N3 dye for Dye-Sensitized Solar Cells (DSSCs) modeled

Dye-sensitized solar cells (DSSCs) offer a promising means of harvesting the sun’s energy, and the improvement of their efficiency has drawn the interest of theoretical chemists and physicists. In a 2011 issue of Physical Chemistry Chemical Physics, Abu Md Asaduzzaman and Georg Schreckenbach of The University of Manitoba, Winnipeg reported their results on the modeling of a prototype dye employed in such solar cells. They used ADF and other molecular modeling programs to investigate the I/I3 redox reaction of a compound known as the “N3 dye”.

Optimized structures of N3+I (N3IRu and N3IOH) complexes

To conduct their study, Asaduzzaman and Schreckenbach carried out geometry optimization calculations of reactants, intermediates and products of the N3 dye reaction. The computed energies of these differing forms of the dye allowed them to model both the thermodynamics and the kinetics of the reaction. Key options in the molecular modeling programs which were used included relativistic spin-orbit coupling (with ZORA), Grimme’s dispersion corrected functionals (DFT-D3), and solvent effects (with a continuum model). The researchers noted that proper solvation modeling was crucial to this study.
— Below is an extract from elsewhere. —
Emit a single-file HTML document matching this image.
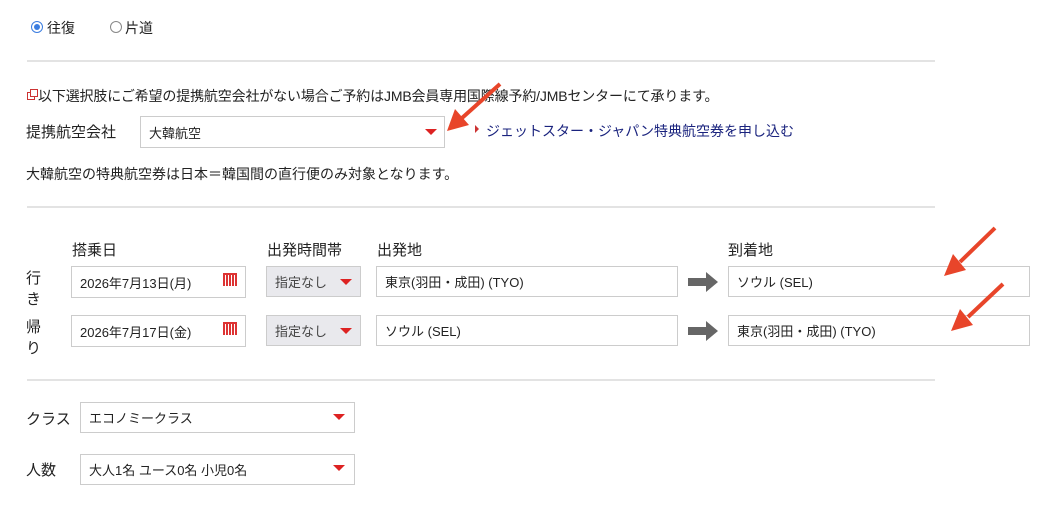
<!DOCTYPE html><html><head><meta charset="utf-8"><style>
body{margin:0;width:1051px;height:508px;background:#fff;font-family:"Liberation Sans","Noto Sans CJK JP",sans-serif;color:#222;position:relative;overflow:hidden}
.a{position:absolute;white-space:nowrap}
.box{position:absolute;border:1px solid #ccc;background:#fff;box-sizing:border-box;font-size:13px;padding-left:8px;display:flex;align-items:center}
.hr{position:absolute;left:27px;width:908px;height:2px;background:#e3e3e3}
.tri{position:absolute;width:0;height:0;border-left:6px solid transparent;border-right:6px solid transparent;border-top:6px solid #d22}
.lbl{font-size:15px;color:#222}
.cal{position:absolute;width:14px;height:13px;background:repeating-linear-gradient(90deg,#d33 0 2px,transparent 2px 3px);border-top:2px solid #d33;box-sizing:border-box}
.gar{position:absolute}
</style></head><body>
<div class="a" style="left:31px;top:21px;width:10px;height:10px;border:1px solid #3b7de0;border-radius:50%"></div>
<div class="a" style="left:34px;top:24px;width:6px;height:6px;background:#3b7de0;border-radius:50%"></div>
<div class="a" style="left:47px;top:18px;font-size:14px">往復</div>
<div class="a" style="left:110px;top:21px;width:10px;height:10px;border:1px solid #888;border-radius:50%"></div>
<div class="a" style="left:125px;top:18px;font-size:14px">片道</div>
<div class="hr" style="top:60px"></div>
<div class="a" style="left:27px;top:92px;width:6px;height:6px;border:1px solid #c33"></div>
<div class="a" style="left:30px;top:89px;width:6px;height:6px;border:1px solid #c33;background:#fff"></div>
<div class="a" style="left:38px;top:86px;font-size:14px;letter-spacing:-0.15px">以下選択肢にご希望の提携航空会社がない場合ご予約はJMB会員専用国際線予約/JMBセンターにて承ります。</div>
<div class="a lbl" style="left:26px;top:121px">提携航空会社</div>
<div class="box" style="left:140px;top:116px;width:305px;height:32px">大韓航空</div>
<div class="tri" style="left:425px;top:129px"></div>
<div class="a" style="left:475px;top:125px;border-left:4px solid #c33;border-top:4px solid transparent;border-bottom:4px solid transparent"></div>
<div class="a" style="left:486px;top:121px;font-size:14px;color:#1a237e">ジェットスター・ジャパン特典航空券を申し込む</div>
<div class="a" style="left:26px;top:164px;font-size:14px">大韓航空の特典航空券は日本＝韓国間の直行便のみ対象となります。</div>
<div class="hr" style="top:206px"></div>
<div class="a lbl" style="left:72px;top:239px">搭乗日</div>
<div class="a lbl" style="left:267px;top:239px">出発時間帯</div>
<div class="a lbl" style="left:377px;top:239px">出発地</div>
<div class="a lbl" style="left:728px;top:239px">到着地</div>
<div class="a lbl" style="left:26px;top:268px;line-height:21px;width:16px;white-space:normal">行き</div>
<div class="a lbl" style="left:26px;top:317px;line-height:21px;width:16px;white-space:normal">帰り</div>
<div class="box" style="left:71px;top:266px;width:175px;height:32px">2026年7月13日(月)</div>
<div class="cal" style="left:223px;top:273px"></div>
<div class="box" style="left:71px;top:315px;width:175px;height:32px">2026年7月17日(金)</div>
<div class="cal" style="left:223px;top:322px"></div>
<div class="box" style="left:266px;top:266px;width:95px;height:31px;background:#e9e9ed;color:#444">指定なし</div>
<div class="tri" style="left:340px;top:279px"></div>
<div class="box" style="left:266px;top:315px;width:95px;height:31px;background:#e9e9ed;color:#444">指定なし</div>
<div class="tri" style="left:340px;top:328px"></div>
<div class="box" style="left:376px;top:266px;width:302px;height:31px">東京(羽田・成田) (TYO)</div>
<div class="box" style="left:376px;top:315px;width:302px;height:31px">ソウル (SEL)</div>
<svg class="gar" style="left:688px;top:272px" width="32" height="20"><path d="M0 6h18V0l12 10-12 10v-6H0z" fill="#666"/></svg>
<svg class="gar" style="left:688px;top:321px" width="32" height="20"><path d="M0 6h18V0l12 10-12 10v-6H0z" fill="#666"/></svg>
<div class="box" style="left:728px;top:266px;width:302px;height:31px">ソウル (SEL)</div>
<div class="box" style="left:728px;top:315px;width:302px;height:31px">東京(羽田・成田) (TYO)</div>
<div class="hr" style="top:379px"></div>
<div class="a lbl" style="left:26px;top:408px">クラス</div>
<div class="box" style="left:80px;top:402px;width:275px;height:31px">エコノミークラス</div>
<div class="tri" style="left:333px;top:414px"></div>
<div class="a lbl" style="left:26px;top:459px">人数</div>
<div class="box" style="left:80px;top:454px;width:275px;height:31px">大人1名 ユース0名 小児0名</div>
<div class="tri" style="left:333px;top:465px"></div>
<svg class="a" style="left:0;top:0" width="1051" height="508">
<g stroke="#e8452a" stroke-width="4" fill="#e8452a">
<line x1="500" y1="84" x2="462" y2="118"/><path d="M447 131l8-22 14 16z" stroke="none"/>
<line x1="995" y1="228" x2="960" y2="262"/><path d="M944 276l9-22 13 16z" stroke="none"/>
<line x1="1003" y1="284" x2="968" y2="317"/><path d="M951 331l9-22 13 16z" stroke="none"/>
</g></svg>
</body></html>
Among other things, the authors were able to support the conclusion that the step of the reaction in which the neutral dye is regenerated from its oxidized form is a major factor in limiting efficiency in solar cells comprised of such compounds. Hopefully the knowledge gained in studies such as this will be applied to development of ever increasingly efficient, newer generations of solar cells.

A. M. Asaduzzaman and G. Schreckenbach, Interactions of the N3 dye with the iodide redox shuttle: quantum chemical mechanistic studies of the dye regeneration in the dye-sensitized solar cell. Physical Chemistry Chemical Physics, 13, 15148 (2011).